For structures grown by diffusion-limited aggregation, the number of primary particles exposed to the surrounding gas molecules ($n_{\text{pp},\mathrm{e}}$) is assumed to be proportional to the total number of primary particles ($n_{\text{pp}}$) raised to a power (S) (A1) $$n_{\text{pp},\mathrm{e}}\sim n_{\text{pp}}^S$$(A1) where S is defined as a shape factor. Only primary particles exposed to the surrounding gas experience collisions with gas molecules, thus acting as a shield for the interior primary particles.

The total number of primary particles ($n_{\text{pp}}$) in a close-packed sphere of diameter ($d_{\text{cl}}$) is given by (A2) $$n_{\text{pp}}\sim d_{\text{cl}}^3$$(A2) where $d_{\text{pp}}$ is primary particle diameter and the ratio of $d_{\text{cl}}/d_{\text{pp}}$ is large.

Following Schmidt-Ott (1988), by combining Equations (A1)(A1) $$n_{\text{pp},\mathrm{e}}\sim n_{\text{pp}}^S$$(A1) and (A2)(A2) $$n_{\text{pp}}\sim d_{\text{cl}}^3$$(A2) , and assuming that the photoelectric activity is linearly proportional to the number of exposed primary particles $(n_{\text{pp},\mathrm{e}})$, the photoelectric activity, ε (defined as the number of electrons emitted from an agglomerate particle), is proportional to the number of particles exposed to the surroundings, and therefore its equivalent close-packed sphere diameter after sintering ($d_{\text{cl}}$) raised to a power 3S, according to: (A3) $$\epsilon \sim d_{\text{cl}}^{3\mathrm{S}}$$(A3)
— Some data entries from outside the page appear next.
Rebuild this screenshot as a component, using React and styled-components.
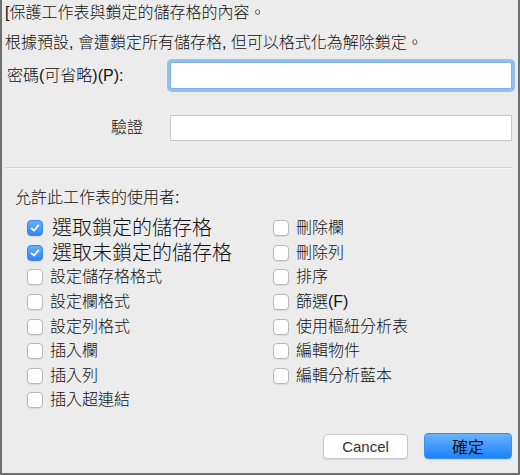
import React from "react";
import styled, { createGlobalStyle } from "styled-components";

const GlobalStyle = createGlobalStyle`
  html, body {
    margin: 0;
    padding: 0;
    background: #ececec;
  }
  body {
    font-family: "Liberation Sans", "Noto Sans CJK TC", sans-serif;
    font-weight: 300;
    color: #111;
  }
`;

const Dialog = styled.div`
  width: 520px;
  height: 475px;
  box-sizing: border-box;
  border-left: 2px solid #6e6e6e;
  border-right: 2px solid #6e6e6e;
  border-bottom: 2px solid #6e6e6e;
  background: #ececec;
  display: flex;
  flex-direction: column;
  overflow: hidden;
`;

const Intro = styled.div`
  padding: 3px 0 0 3px;
  font-size: 16px;
  line-height: 20px;

  p {
    margin: 0;
  }
  p + p {
    margin-top: 10px;
  }
`;

const Form = styled.div`
  margin-top: 9px;
  display: grid;
  grid-template-columns: 168px 342px;
  grid-template-rows: 27px 26px;
  row-gap: 26px;
`;

const Label = styled.label`
  align-self: center;
  font-size: 16px;
  line-height: 20px;
  text-align: ${(p) => (p.$right ? "right" : "left")};
  padding: ${(p) => (p.$right ? "0 27px 0 0" : "0 0 0 5px")};
`;

const Field = styled.input`
  box-sizing: border-box;
  width: 100%;
  height: 100%;
  margin: 0;
  background: #fff;
  border: 1px solid ${(p) => (p.$focused ? "#7fb0ee" : "#c9c9c9")};
  box-shadow: ${(p) => (p.$focused ? "0 0 0 3px #92bff2" : "none")};
  border-radius: ${(p) => (p.$focused ? "2px" : "0")};
  outline: none;
`;

const Separator = styled.hr`
  margin: 26px 6px 0 3px;
  border: 0;
  border-top: 1px solid #d2d2d2;
  border-bottom: 1px solid #f6f6f6;
  height: 0;
`;

const SectionTitle = styled.div`
  margin-top: 19px;
  padding-left: 13px;
  font-size: 16px;
  line-height: 20px;
`;

const Options = styled.div`
  margin-top: 8px;
  padding-left: 25px;
  display: grid;
  grid-auto-flow: column;
  grid-template-columns: 246px 1fr;
  grid-template-rows: repeat(8, 24.6px);
`;

const Option = styled.label`
  display: flex;
  align-items: center;
  gap: ${(p) => (p.$big ? "9px" : "7px")};
  font-size: ${(p) => (p.$big ? "20px" : "16px")};
  line-height: 20px;
  white-space: nowrap;
`;

const Box = styled.span`
  box-sizing: border-box;
  flex: none;
  width: 16px;
  height: 16px;
  border-radius: 4px;
  display: flex;
  align-items: center;
  justify-content: center;
  background: ${(p) =>
    p.$checked ? "linear-gradient(#6aaefa, #2f86f5)" : "#fff"};
  border: 1px solid ${(p) => (p.$checked ? "#3a87ec" : "#b9b9b9")};
  box-shadow: 0 1px 1px rgba(0, 0, 0, 0.08);
`;

const Footer = styled.div`
  margin-top: auto;
  padding: 0 6px 14px 0;
  display: flex;
  justify-content: flex-end;
  align-items: center;
  gap: 16px;
`;

const Button = styled.button`
  box-sizing: border-box;
  width: ${(p) => (p.$primary ? "88px" : "85px")};
  height: ${(p) => (p.$primary ? "26px" : "25px")};
  border-radius: 4px;
  font-family: "Liberation Sans", "Noto Sans CJK TC", sans-serif;
  font-weight: 400;
  font-size: ${(p) => (p.$primary ? "16px" : "15px")};
  color: ${(p) => (p.$primary ? "#111" : "#333")};
  background: ${(p) =>
    p.$primary ? "linear-gradient(#6ab2fb, #1a82fb)" : "#fff"};
  border: 1px solid ${(p) => (p.$primary ? "#3b8ef4" : "#c8c8c8")};
  box-shadow: 0 1px 1px rgba(0, 0, 0, 0.1);
  padding: 0;
`;

const Check = () => (
  <svg width="12" height="12" viewBox="0 0 12 12">
    <path
      d="M2.6 6.3 L5 8.7 L9.4 3.4"
      fill="none"
      stroke="#fff"
      strokeWidth="1.7"
      strokeLinecap="round"
      strokeLinejoin="round"
    />
  </svg>
);

const options = [
  { text: "選取鎖定的儲存格", checked: true, big: true },
  { text: "選取未鎖定的儲存格", checked: true, big: true },
  { text: "設定儲存格格式" },
  { text: "設定欄格式" },
  { text: "設定列格式" },
  { text: "插入欄" },
  { text: "插入列" },
  { text: "插入超連結" },
  { text: "刪除欄" },
  { text: "刪除列" },
  { text: "排序" },
  { text: "篩選(F)" },
  { text: "使用樞紐分析表" },
  { text: "編輯物件" },
  { text: "編輯分析藍本" },
];

export default function App() {
  return (
    <>
      <GlobalStyle />
      <Dialog>
        <Intro>
          <p>[保護工作表與鎖定的儲存格的內容。</p>
          <p>根據預設, 會遭鎖定所有儲存格, 但可以格式化為解除鎖定。</p>
        </Intro>
        <Form>
          <Label>密碼(可省略)(P):</Label>
          <Field type="password" $focused />
          <Label $right>驗證</Label>
          <Field type="password" />
        </Form>
        <Separator />
        <SectionTitle>允許此工作表的使用者:</SectionTitle>
        <Options>
          {options.map((o) => (
            <Option key={o.text} $big={o.big}>
              <Box $checked={o.checked}>{o.checked && <Check />}</Box>
              {o.text}
            </Option>
          ))}
        </Options>
        <Footer>
          <Button>Cancel</Button>
          <Button $primary>確定</Button>
        </Footer>
      </Dialog>
    </>
  );
}
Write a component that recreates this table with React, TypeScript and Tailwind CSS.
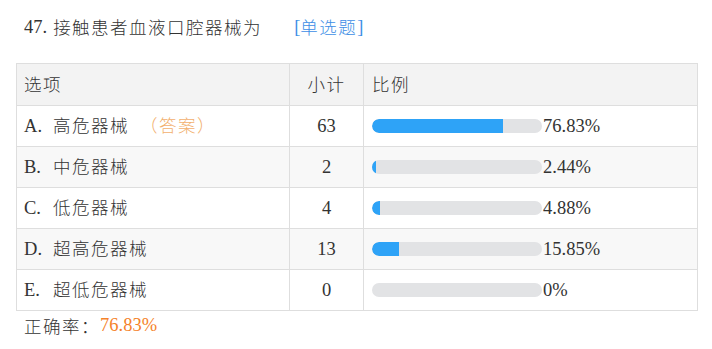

The case where all of the primary particles are exposed in an idealized straight-chain morphology leads to a shape factor limit S near unity. Conversely, the highest shielding configuration of primary particles occurs for a close-packed sphere, where S approaches 2/3 for a large ratio of $d_{\text{cl}}/d_{\text{pp}}$. A value of S = 0.92 was found for silver agglomerates generated with an evaporation/condensation process (Schmidt-Ott 1988).